- **Raw data**
########

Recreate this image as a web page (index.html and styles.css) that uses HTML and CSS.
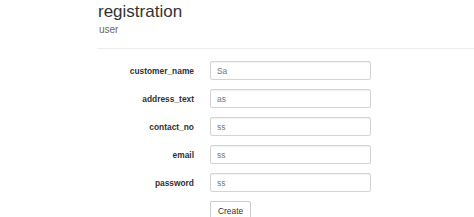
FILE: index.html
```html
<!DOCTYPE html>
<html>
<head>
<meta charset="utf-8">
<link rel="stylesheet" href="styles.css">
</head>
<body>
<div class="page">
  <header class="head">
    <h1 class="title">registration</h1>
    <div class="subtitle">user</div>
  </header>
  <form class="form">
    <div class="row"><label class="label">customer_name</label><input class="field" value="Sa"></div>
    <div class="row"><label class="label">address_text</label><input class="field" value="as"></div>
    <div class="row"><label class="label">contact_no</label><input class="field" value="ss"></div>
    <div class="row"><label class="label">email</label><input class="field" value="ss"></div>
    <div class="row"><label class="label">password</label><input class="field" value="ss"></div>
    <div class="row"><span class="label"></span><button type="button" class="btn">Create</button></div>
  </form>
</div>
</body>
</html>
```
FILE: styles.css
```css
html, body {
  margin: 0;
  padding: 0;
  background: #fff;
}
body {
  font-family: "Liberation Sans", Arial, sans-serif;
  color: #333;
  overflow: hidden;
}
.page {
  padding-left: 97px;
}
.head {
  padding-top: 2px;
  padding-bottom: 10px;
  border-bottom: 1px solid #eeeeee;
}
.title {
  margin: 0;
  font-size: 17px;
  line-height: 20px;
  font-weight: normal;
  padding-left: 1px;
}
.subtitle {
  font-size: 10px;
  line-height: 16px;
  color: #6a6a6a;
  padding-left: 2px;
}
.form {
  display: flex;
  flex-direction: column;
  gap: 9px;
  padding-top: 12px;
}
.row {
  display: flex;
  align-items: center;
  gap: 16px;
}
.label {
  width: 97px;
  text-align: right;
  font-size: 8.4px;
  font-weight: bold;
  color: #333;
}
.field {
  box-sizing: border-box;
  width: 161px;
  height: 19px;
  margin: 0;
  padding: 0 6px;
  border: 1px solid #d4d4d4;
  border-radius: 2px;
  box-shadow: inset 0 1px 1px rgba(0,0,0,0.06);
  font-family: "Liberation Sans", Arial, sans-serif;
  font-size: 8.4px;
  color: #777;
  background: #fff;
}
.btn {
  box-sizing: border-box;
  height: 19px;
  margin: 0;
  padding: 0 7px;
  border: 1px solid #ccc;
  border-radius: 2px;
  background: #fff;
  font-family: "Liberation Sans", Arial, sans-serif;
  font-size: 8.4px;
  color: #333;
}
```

########

- **The task**
Extract all the data above exactly, excluding every picture.

- **Result below**
Recreate this image as a web page (index.html and styles.css) that uses HTML and CSS.
FILE: index.html
```html
<!DOCTYPE html>
<html>
<head>
<meta charset="utf-8">
<link rel="stylesheet" href="styles.css">
</head>
<body>
<div class="page">
  <header class="head">
    <h1 class="title">registration</h1>
    <div class="subtitle">user</div>
  </header>
  <form class="form">
    <div class="row"><label class="label">customer_name</label><input class="field" value="Sa"></div>
    <div class="row"><label class="label">address_text</label><input class="field" value="as"></div>
    <div class="row"><label class="label">contact_no</label><input class="field" value="ss"></div>
    <div class="row"><label class="label">email</label><input class="field" value="ss"></div>
    <div class="row"><label class="label">password</label><input class="field" value="ss"></div>
    <div class="row"><span class="label"></span><button type="button" class="btn">Create</button></div>
  </form>
</div>
</body>
</html>
```
FILE: styles.css
```css
html, body {
  margin: 0;
  padding: 0;
  background: #fff;
}
body {
  font-family: "Liberation Sans", Arial, sans-serif;
  color: #333;
  overflow: hidden;
}
.page {
  padding-left: 97px;
}
.head {
  padding-top: 2px;
  padding-bottom: 10px;
  border-bottom: 1px solid #eeeeee;
}
.title {
  margin: 0;
  font-size: 17px;
  line-height: 20px;
  font-weight: normal;
  padding-left: 1px;
}
.subtitle {
  font-size: 10px;
  line-height: 16px;
  color: #6a6a6a;
  padding-left: 2px;
}
.form {
  display: flex;
  flex-direction: column;
  gap: 9px;
  padding-top: 12px;
}
.row {
  display: flex;
  align-items: center;
  gap: 16px;
}
.label {
  width: 97px;
  text-align: right;
  font-size: 8.4px;
  font-weight: bold;
  color: #333;
}
.field {
  box-sizing: border-box;
  width: 161px;
  height: 19px;
  margin: 0;
  padding: 0 6px;
  border: 1px solid #d4d4d4;
  border-radius: 2px;
  box-shadow: inset 0 1px 1px rgba(0,0,0,0.06);
  font-family: "Liberation Sans", Arial, sans-serif;
  font-size: 8.4px;
  color: #777;
  background: #fff;
}
.btn {
  box-sizing: border-box;
  height: 19px;
  margin: 0;
  padding: 0 7px;
  border: 1px solid #ccc;
  border-radius: 2px;
  background: #fff;
  font-family: "Liberation Sans", Arial, sans-serif;
  font-size: 8.4px;
  color: #333;
}
```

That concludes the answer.